Lei reconhece o genocídio
Em 2006, a Ucrânia adotou uma lei que reconhece o Holodomor como genocídio e que integra medidas de restauração e preservação da memória nacional, incluindo o livre acesso de académicos e investigadores aos arquivos sobre o Holodomor. Em Kyiv, foi construído um Museu do Holodomor e um complexo memorial. De acordo com o Museu do Holodomor, o genocídio na Ucrânia em 1932-33 é confirmado por:
3.456 documentos das autoridades e do Partido Comunista, incluindo os assinados por Stalin, que foram encontrados e desclassificados;
3.186 livros de registo de certidões de óbito em 1932–1933, confirmando a morte em massa da população por fome artificial;
depoimentos de 1.730 testemunhas e de vítimas dos atos criminosos do regime totalitário;
857 valas comuns onde estão enterradas as vítimas de genocídio e outras evidências desse crime.

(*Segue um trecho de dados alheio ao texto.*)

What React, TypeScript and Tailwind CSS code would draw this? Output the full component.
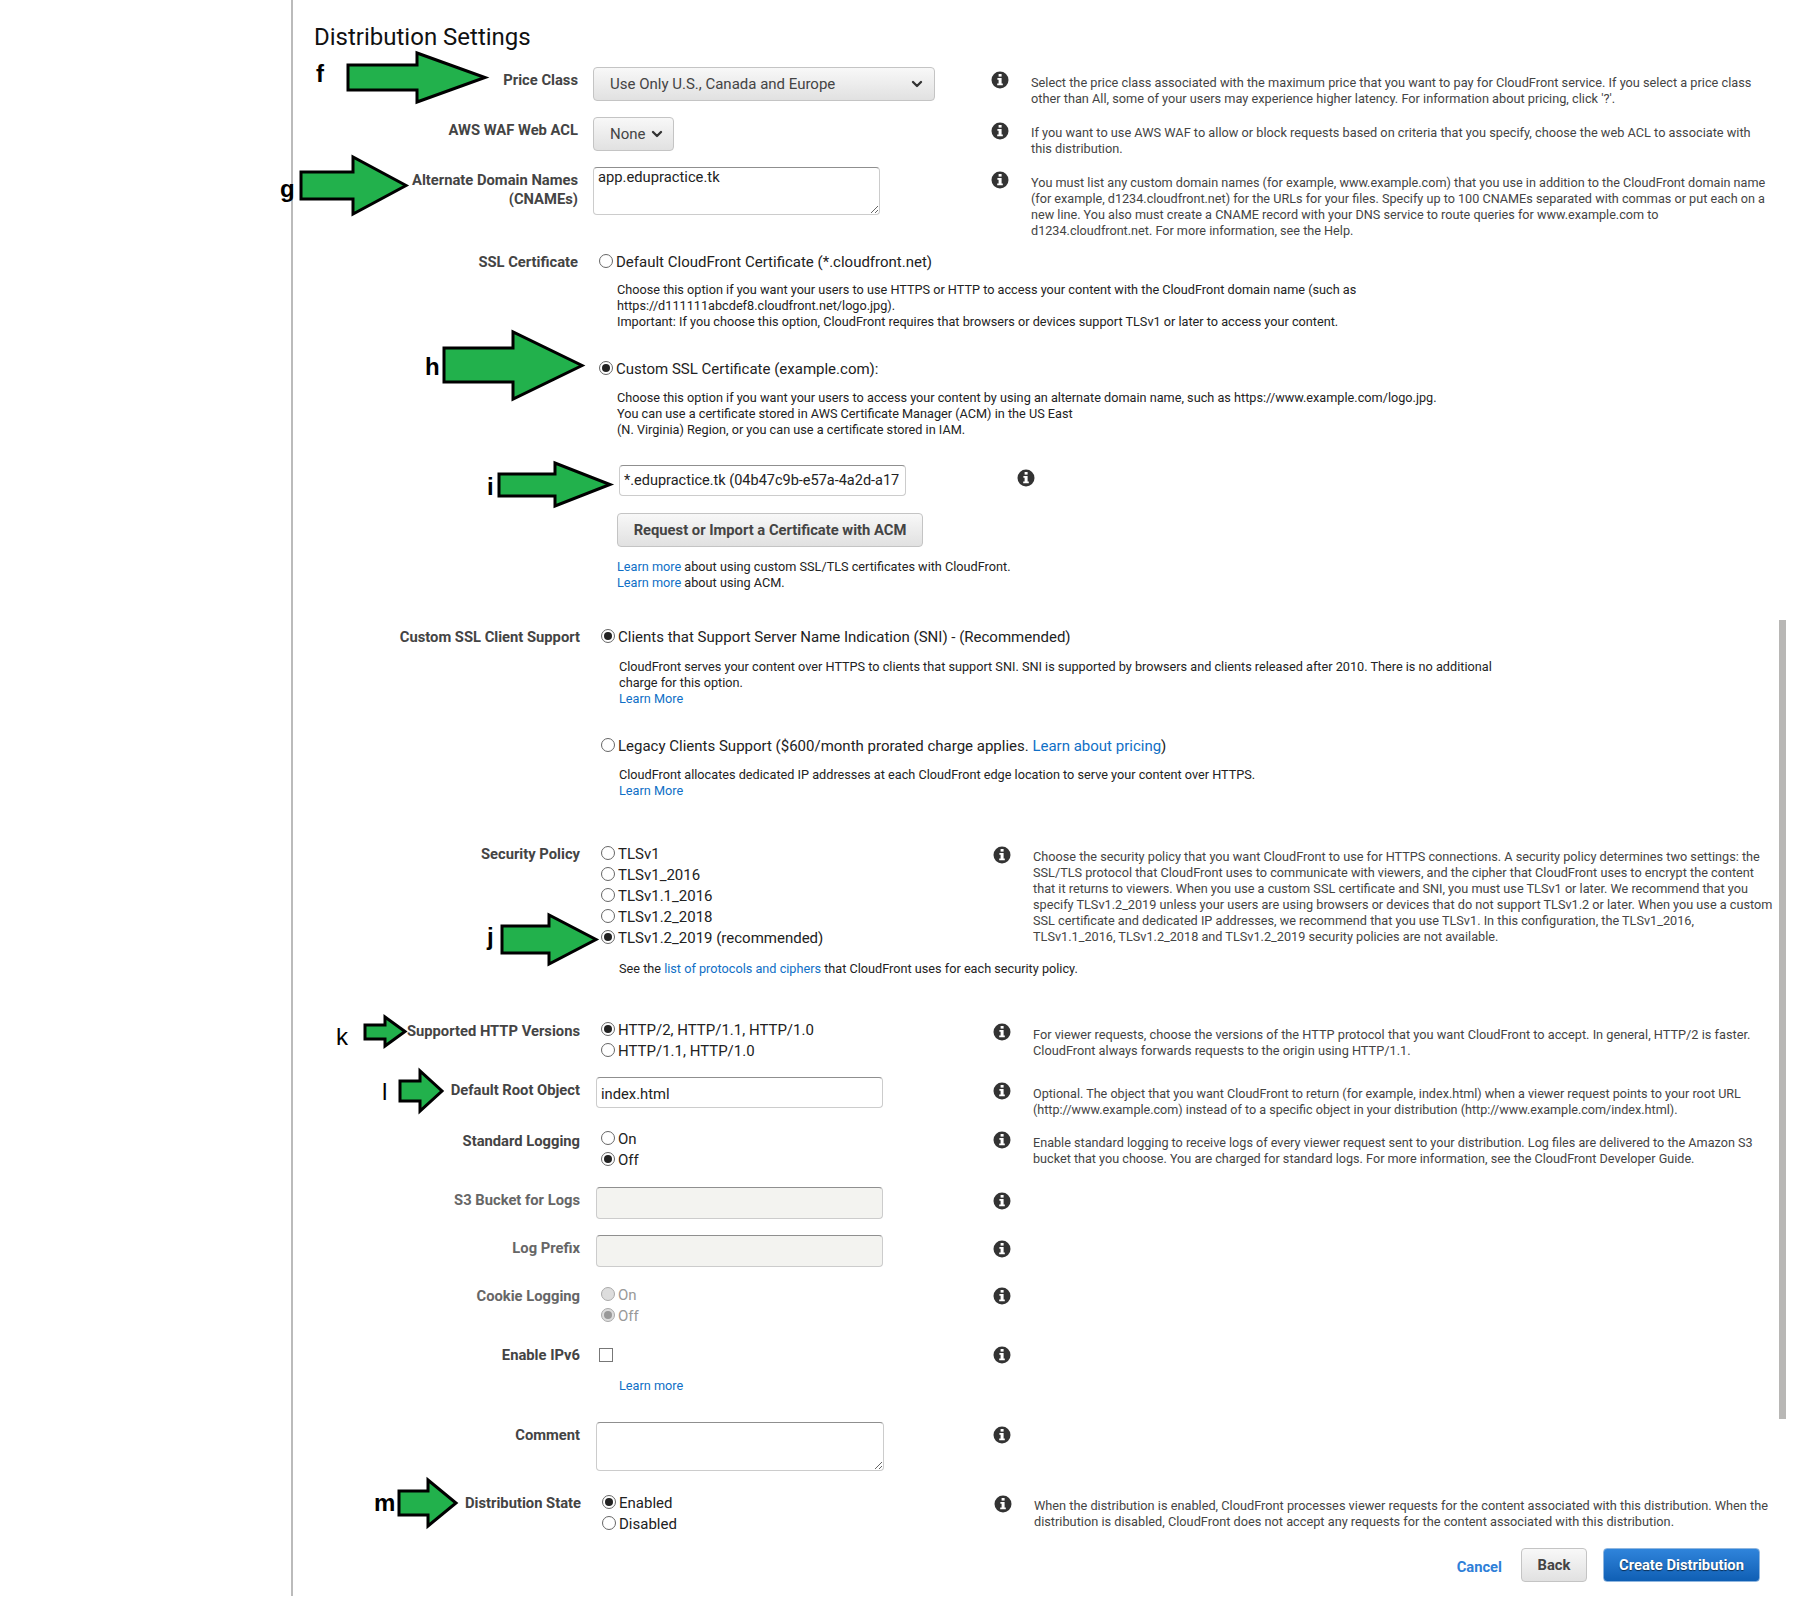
import type { ReactNode } from 'react';
import { ChevronDown } from 'lucide-react';

const FONT = "font-['Roboto','Liberation_Sans',sans-serif]";

// Annotation arrows: tail left, shaft top/bottom, head base x, head top/bottom, tip
const ARROWS = [
  [348, 65, 90, 417, 53, 102, 485],
  [301, 172, 199, 353, 157, 214, 406],
  [444, 348, 382, 513, 332, 399, 582],
  [499, 474, 496, 555, 463, 506, 610],
  [502, 926, 953, 549, 915, 964, 596],
  [365, 1025, 1039, 385, 1017, 1046, 405],
  [400, 1081, 1101, 420, 1071, 1111, 442],
  [399, 1491, 1515, 428, 1480, 1526, 456],
];

function InfoIcon({ className = '' }: { className?: string }) {
  return (
    <svg viewBox="0 0 18 18" className={`h-[18px] w-[18px] ${className}`}>
      <circle cx="9" cy="9" r="8.5" fill="#333" />
      <rect x="7.6" y="3" width="3" height="2.6" fill="#fff" />
      <path d="M6.4 7h4.2v5.4h1.2v1.8H6.2v-1.8h1.4V8.8H6.4z" fill="#fff" />
    </svg>
  );
}

function Radio({ checked = false, disabled = false }: { checked?: boolean; disabled?: boolean }) {
  return (
    <span
      className={`mt-[-3px] mr-[3px] flex h-[14px] w-[14px] shrink-0 items-center justify-center rounded-full border ${
        disabled ? 'border-[#aaa] bg-[#ddd]' : 'border-[#666] bg-white'
      }`}
    >
      {checked && (
        <span className={`h-[8px] w-[8px] rounded-full ${disabled ? 'bg-[#999]' : 'bg-[#222]'}`} />
      )}
    </span>
  );
}

function RadioLine({
  children,
  checked,
  disabled,
}: {
  children: ReactNode;
  checked?: boolean;
  disabled?: boolean;
}) {
  return (
    <label
      className={`flex h-[21px] items-center pt-[3px] pl-[6px] text-[15px] ${disabled ? 'text-[#999]' : 'text-[#222]'}`}
    >
      <Radio checked={checked} disabled={disabled} />
      <span className="mt-px">{children}</span>
    </label>
  );
}

function LearnMore({ children = 'Learn more' }: { children?: ReactNode }) {
  return (
    <a href="#" className="text-[#0f6fc6]">
      {children}
    </a>
  );
}

function Note({ className = '', children }: { className?: string; children: ReactNode }) {
  return <p className={`ml-[24px] text-[12.7px] leading-[16px] text-[#222] ${className}`}>{children}</p>;
}

interface RowProps {
  label: ReactNode;
  muted?: boolean;
  className: string;
  labelClass?: string;
  infoClass?: string;
  helpClass?: string;
  help?: ReactNode;
  wide?: boolean;
  children: ReactNode;
}

function Row({ label, muted, className, labelClass = '', infoClass, helpClass = '', help, wide, children }: RowProps) {
  return (
    <div
      className={`grid ${wide ? 'grid-cols-[285px_1fr]' : 'grid-cols-[285px_413px_40px_1fr]'} ${className}`}
    >
      <div
        className={`text-right text-[14.75px] leading-[19px] font-bold whitespace-nowrap ${muted ? 'text-[#666]' : 'text-[#444]'} ${labelClass}`}
      >
        {label}
      </div>
      <div className="pl-[15px]">{children}</div>
      {!wide && (
        <div className={infoClass}>
          <InfoIcon />
        </div>
      )}
      {!wide && <div className={`text-[12.75px] leading-[16px] whitespace-nowrap text-[#444] ${helpClass}`}>{help}</div>}
    </div>
  );
}

const inputClass =
  'block rounded-[4px] border border-[#ccc] border-t-[#8f8f8f] bg-white px-[4px] text-[14.75px] text-[#222] outline-none';

const greyButton =
  'rounded-[4px] border border-[#c4c4c4] bg-gradient-to-b from-[#f8f8f8] to-[#e1e1e1] text-[#444]';

export default function App() {
  return (
    <div className={`relative h-[1608px] w-[1800px] overflow-hidden bg-white ${FONT}`}>
      <div className="ml-[291px] h-[1596px] border-l-2 border-[#bbb]">
        <h1 className="h-[67px] pt-[23px] pl-[21px] text-[24px] leading-[28px] font-normal text-[#111]">
          Distribution Settings
        </h1>

        <Row
          label="Price Class"
          className="h-[50px]"
          labelClass="pt-[4px]"
          infoClass="pt-[4px]"
          helpClass="pt-[8px]"
          help={
            <>
              Select the price class associated with the maximum price that you want to pay for CloudFront service. If you select a price class
              <br />
              other than All, some of your users may experience higher latency. For information about pricing, click &apos;?&apos;.
            </>
          }
        >
          <button className={`flex h-[34px] w-[342px] items-center justify-between pr-[9px] pl-[16px] text-[15px] ${greyButton}`}>
            Use Only U.S., Canada and Europe
            <ChevronDown className="h-[16px] w-[16px]" strokeWidth={3.5} color="#333" />
          </button>
        </Row>

        <Row
          label="AWS WAF Web ACL"
          className="h-[50px]"
          labelClass="pt-[4px]"
          infoClass="pt-[5px]"
          helpClass="pt-[8px]"
          help={
            <>
              If you want to use AWS WAF to allow or block requests based on criteria that you specify, choose the web ACL to associate with
              <br />
              this distribution.
            </>
          }
        >
          <button className={`flex h-[34px] w-[81px] items-center gap-[3px] pl-[16px] text-[15px] ${greyButton}`}>
            None
            <ChevronDown className="h-[16px] w-[16px]" strokeWidth={3.5} color="#333" />
          </button>
        </Row>

        <Row
          label={
            <>
              Alternate Domain Names
              <br />
              (CNAMEs)
            </>
          }
          className="h-[83px]"
          labelClass="pt-[4px]"
          infoClass="pt-[4px]"
          helpClass="pt-[8px] !text-[12.65px]"
          help={
            <>
              You must list any custom domain names (for example, www.example.com) that you use in addition to the CloudFront domain name
              <br />
              (for example, d1234.cloudfront.net) for the URLs for your files. Specify up to 100 CNAMEs separated with commas or put each on a
              <br />
              new line. You also must create a CNAME record with your DNS service to route queries for www.example.com to
              <br />
              d1234.cloudfront.net. For more information, see the Help.
            </>
          }
        >
          <textarea readOnly defaultValue="app.edupractice.tk" className={`${inputClass} h-[48px] w-[287px] leading-[18px]`} />
        </Row>

        <Row wide label="SSL Certificate" className="h-[375px]" labelClass="pt-[3px]">
          <RadioLine>Default CloudFront Certificate (*.cloudfront.net)</RadioLine>
          <Note className="mt-[11px]">
            Choose this option if you want your users to use HTTPS or HTTP to access your content with the CloudFront domain name (such as
            <br />
            https://d111111abcdef8.cloudfront.net/logo.jpg).
            <br />
            Important: If you choose this option, CloudFront requires that browsers or devices support TLSv1 or later to access your content.
          </Note>
          <div className="mt-[27px]">
            <RadioLine checked>Custom SSL Certificate (example.com):</RadioLine>
          </div>
          <Note className="mt-[12px]">
            Choose this option if you want your users to access your content by using an alternate domain name, such as https://www.example.com/logo.jpg.
            <br />
            You can use a certificate stored in AWS Certificate Manager (ACM) in the US East
            <br />
            (N. Virginia) Region, or you can use a certificate stored in IAM.
          </Note>
          <div className="mt-[27px] ml-[26px] flex gap-[111px]">
            <input readOnly value="*.edupractice.tk (04b47c9b-e57a-4a2d-a17" className={`${inputClass} h-[31px] w-[287px] !text-[14.5px]`} />
            <InfoIcon className="mt-[4px]" />
          </div>
          <button className={`mt-[17px] ml-[24px] block h-[34px] w-[306px] text-[14.75px] font-bold ${greyButton}`}>
            Request or Import a Certificate with ACM
          </button>
          <Note className="mt-[12px]">
            <LearnMore /> about using custom SSL/TLS certificates with CloudFront.
            <br />
            <LearnMore /> about using ACM.
          </Note>
        </Row>

        <div className="pl-[2px]">
          <Row wide label="Custom SSL Client Support" className="h-[217px]" labelClass="pt-[3px]">
            <RadioLine checked>Clients that Support Server Name Indication (SNI) - (Recommended)</RadioLine>
            <Note className="mt-[13px]">
              CloudFront serves your content over HTTPS to clients that support SNI. SNI is supported by browsers and clients released after 2010. There is no additional
              <br />
              charge for this option.
              <br />
              <LearnMore>Learn More</LearnMore>
            </Note>
            <div className="mt-[27px]">
              <RadioLine>
                Legacy Clients Support ($600/month prorated charge applies. <LearnMore>Learn about pricing</LearnMore>)
              </RadioLine>
            </div>
            <Note className="mt-[12px]">
              CloudFront allocates dedicated IP addresses at each CloudFront edge location to serve your content over HTTPS.
              <br />
              <LearnMore>Learn More</LearnMore>
            </Note>
          </Row>

          <Row
            label="Security Policy"
            className="h-[176px]"
            labelClass="pt-[3px]"
            infoClass="pt-[4px]"
            helpClass="pt-[7px] !text-[12.7px]"
            help={
              <>
                Choose the security policy that you want CloudFront to use for HTTPS connections. A security policy determines two settings: the
                <br />
                SSL/TLS protocol that CloudFront uses to communicate with viewers, and the cipher that CloudFront uses to encrypt the content
                <br />
                that it returns to viewers. When you use a custom SSL certificate and SNI, you must use TLSv1 or later. We recommend that you
                <br />
                specify TLSv1.2_2019 unless your users are using browsers or devices that do not support TLSv1.2 or later. When you use a custom
                <br />
                SSL certificate and dedicated IP addresses, we recommend that you use TLSv1. In this configuration, the TLSv1_2016,
                <br />
                TLSv1.1_2016, TLSv1.2_2018 and TLSv1.2_2019 security policies are not available.
              </>
            }
          >
            <RadioLine>TLSv1</RadioLine>
            <RadioLine>TLSv1_2016</RadioLine>
            <RadioLine>TLSv1.1_2016</RadioLine>
            <RadioLine>TLSv1.2_2018</RadioLine>
            <RadioLine checked>TLSv1.2_2019 (recommended)</RadioLine>
            <Note className="mt-[14px] whitespace-nowrap">
              See the <LearnMore>list of protocols and ciphers</LearnMore> that CloudFront uses for each security policy.
            </Note>
          </Row>

          <Row
            label="Supported HTTP Versions"
            className="h-[59px]"
            labelClass="pt-[4px]"
            infoClass="pt-[5px]"
            helpClass="pt-[9px]"
            help={
              <>
                For viewer requests, choose the versions of the HTTP protocol that you want CloudFront to accept. In general, HTTP/2 is faster.
                <br />
                CloudFront always forwards requests to the origin using HTTP/1.1.
              </>
            }
          >
            <RadioLine checked>HTTP/2, HTTP/1.1, HTTP/1.0</RadioLine>
            <RadioLine>HTTP/1.1, HTTP/1.0</RadioLine>
          </Row>

          <Row
            label="Default Root Object"
            className="h-[50px]"
            labelClass="pt-[4px]"
            infoClass="pt-[5px]"
            helpClass="pt-[9px] !text-[12.6px]"
            help={
              <>
                Optional. The object that you want CloudFront to return (for example, index.html) when a viewer request points to your root URL
                <br />
                (http://www.example.com) instead of to a specific object in your distribution (http://www.example.com/index.html).
              </>
            }
          >
            <input readOnly value="index.html" className={`${inputClass} ml-px h-[31px] w-[287px] pt-[2px]`} />
          </Row>

          <Row
            label="Standard Logging"
            className="h-[60px]"
            labelClass="pt-[5px]"
            infoClass="pt-[4px]"
            helpClass="pt-[8px] !text-[12.63px]"
            help={
              <>
                Enable standard logging to receive logs of every viewer request sent to your distribution. Log files are delivered to the Amazon S3
                <br />
                bucket that you choose. You are charged for standard logs. For more information, see the CloudFront Developer Guide.
              </>
            }
          >
            <RadioLine>On</RadioLine>
            <RadioLine checked>Off</RadioLine>
          </Row>

          <Row muted label="S3 Bucket for Logs" className="h-[48px]" labelClass="pt-[4px]" infoClass="pt-[5px]">
            <input readOnly disabled className={`${inputClass} ml-px h-[32px] w-[287px] !bg-[#f3f3f0]`} />
          </Row>

          <Row muted label="Log Prefix" className="h-[48px]" labelClass="pt-[4px]" infoClass="pt-[5px]">
            <input readOnly disabled className={`${inputClass} ml-px h-[32px] w-[287px] !bg-[#f3f3f0]`} />
          </Row>

          <Row muted label="Cookie Logging" className="h-[62px]" labelClass="pt-[4px]" infoClass="pt-[4px]">
            <RadioLine disabled>On</RadioLine>
            <RadioLine checked disabled>
              Off
            </RadioLine>
          </Row>

          <Row label="Enable IPv6" className="h-[77px]" labelClass="pt-px" infoClass="pt-px">
            <span className="mt-[3px] ml-[4px] block h-[14px] w-[14px] border border-[#777] bg-white" />
            <Note className="mt-[16px]">
              <LearnMore />
            </Note>
          </Row>

          <Row label="Comment" className="h-[69px]" labelClass="pt-[4px]" infoClass="pt-[4px]">
            <textarea readOnly className={`${inputClass} ml-px h-[49px] w-[288px]`} />
          </Row>

          <Row
            label="Distribution State"
            className="h-[57px] pl-px"
            labelClass="pt-[3px]"
            infoClass="pt-[4px]"
            helpClass="pt-[7px]"
            help={
              <>
                When the distribution is enabled, CloudFront processes viewer requests for the content associated with this distribution. When the
                <br />
                distribution is disabled, CloudFront does not accept any requests for the content associated with this distribution.
              </>
            }
          >
            <RadioLine checked>Enabled</RadioLine>
            <RadioLine>Disabled</RadioLine>
          </Row>
        </div>
      </div>

      {/* Form actions */}
      <div className="absolute top-[1548px] right-[40px] flex items-center text-[14.75px] font-bold">
        <a href="#" className="mt-[4px] mr-[19px] text-[#2f80d8]">
          Cancel
        </a>
        <button className={`mr-[16px] h-[34px] w-[66px] ${greyButton}`}>Back</button>
        <button className="h-[34px] w-[157px] rounded-[4px] border border-[#8fb6df] bg-gradient-to-b from-[#2f84db] to-[#0f5fb4] text-white [text-shadow:0_1px_1px_rgba(0,0,0,0.6)]">
          Create Distribution
        </button>
      </div>

      {/* Scrollbar thumb */}
      <div className="absolute top-[620px] left-[1779px] h-[799px] w-[7px] bg-[#b8b7b5]" />

      {/* Hand-drawn annotations on top of the screenshot */}
      <svg className="pointer-events-none absolute top-0 left-0 h-[1608px] w-[1800px]" viewBox="0 0 1800 1608">
        {ARROWS.map(([x, s1, s2, hx, h1, h2, tip]) => (
          <polygon
            key={`${x}-${s1}`}
            points={`${x},${s1} ${hx},${s1} ${hx},${h1} ${tip},${(h1 + h2) / 2} ${hx},${h2} ${hx},${s2} ${x},${s2}`}
            fill="#22b14c"
            stroke="#000"
            strokeWidth="3"
          />
        ))}
      </svg>
      <div className="font-['Liberation_Sans',sans-serif] text-[24px] leading-[28px] text-black">
        <span className="absolute top-[60px] left-[316px] font-bold">f</span>
        <span className="absolute top-[175px] left-[280px] font-bold">g</span>
        <span className="absolute top-[353px] left-[425px] font-bold">h</span>
        <span className="absolute top-[473px] left-[487px] font-bold">i</span>
        <span className="absolute top-[923px] left-[487px] font-bold">j</span>
        <span className="absolute top-[1023px] left-[336px]">k</span>
        <span className="absolute top-[1078px] left-[382px]">l</span>
        <span className="absolute top-[1489px] left-[374px] font-bold">m</span>
      </div>
    </div>
  );
}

Atualmente, 16 países, incluído Portugal, reconheceram o Holodomor de 1932-33 na Ucrânia como o genocídio do povo ucraniano.
A de 3 de março de 2017, a Assembleia da República Portuguesa aprovou dois votos: um voto de condenação, “Reconhecimento do “Holodomor” – Grande Fome de 1932 e 1933, ocorrida na Ucrânia”, pelo qual se reconhece oficialmente este genocídio, e outro voto de homenagem às vítimas da Grande Fome na Ucrânia.
Agradecemos a Portugal por esta decisão tão importante para todos os ucranianos, uma vez que a nossa memória conjunta sobre os crimes do passado é a garantia de que os mesmos não se repetem no futuro.
Ao divulgar informação sobre o Holodomor como um ato de genocídio, a Ucrânia pretende dar a conhecer à comunidade internacional o facto de que a fome continua a ser utilizada como uma arma, Por sua vez, o conhecimento é uma forma de contribuir para a prevenção de atos semelhantes em diversas regiões do Mundo.